1. ## Accumulation Points

Find the accumulation points of the set {2^n+1/k: n and k are positive integers}

The book gives the definition and then the author going on about how beautiful good proof is....without giving any examples of how to find them.

SO is the accumulation point going to be like a pair (n,k) or how should the answer look?

I know that if it were just for the set {1/k}, we would have the accumulation point be 0. The 2^n grows without limit though and so I don't know how that comes into play.

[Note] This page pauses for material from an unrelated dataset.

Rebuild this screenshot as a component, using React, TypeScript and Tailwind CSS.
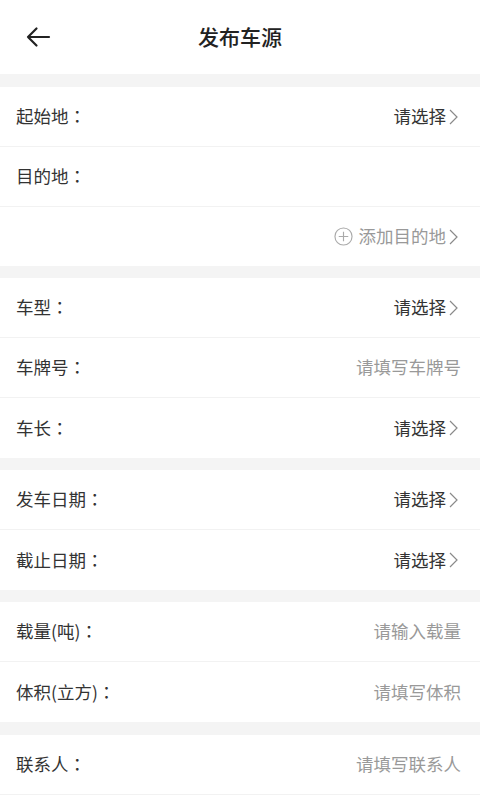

2. Originally Posted by zhupolongjoe
Find the accumulation points of the set {2^n+1/k: n and k are positive integers} SO is the accumulation point going to be like a pair (n,k) or how should the answer look?
This set $\left\{ {2^{n + \left( {1/k} \right)} :\left\{ {n,k} \right\} \subseteq \mathbb{Z}^ + } \right\}$ is a subset of the positive real numbers.
Because $\left( {3 + \left( {1/k} \right)} \right) \to 3\; \Rightarrow \;\left( {2^{3 + \left( {1/k} \right)} } \right) \to 8$
Therefore, 8 is an accumulation point.

3. Thanks, but I guess I wasn't clear.

It is not 2^(n+1/k), it is (2^n)+(1/k)

4. Originally Posted by zhupolongjoe
Thanks, but I guess I wasn't clear.
It is not 2^(n+1/k), it is (2^n)+(1/k)
Actually that changes nothing.
For each pair of positive integers we have $2^n+\frac{1}{k}$.
If you say fix $n=3$ then $\left(2^3+\frac{1}{k}\right)\to 8$.

5. Ok, but it says to find all the accumulation points, so would it just be all numbers like (2^1, 2^2, .....)?

6. Originally Posted by zhupolongjoe
Ok, but it says to find all the accumulation points, so would it just be all numbers like (2^1, 2^2, .....)?
Well yes, if you have stated the problem as it appears in the textbook.
BTW. What text is it?

7. It is Edward Gaughan, Introduction to Analysis. Verbatim, the problem reads "Determine the accumulation points of the set {2^n + 1/k:n and k are positive integers."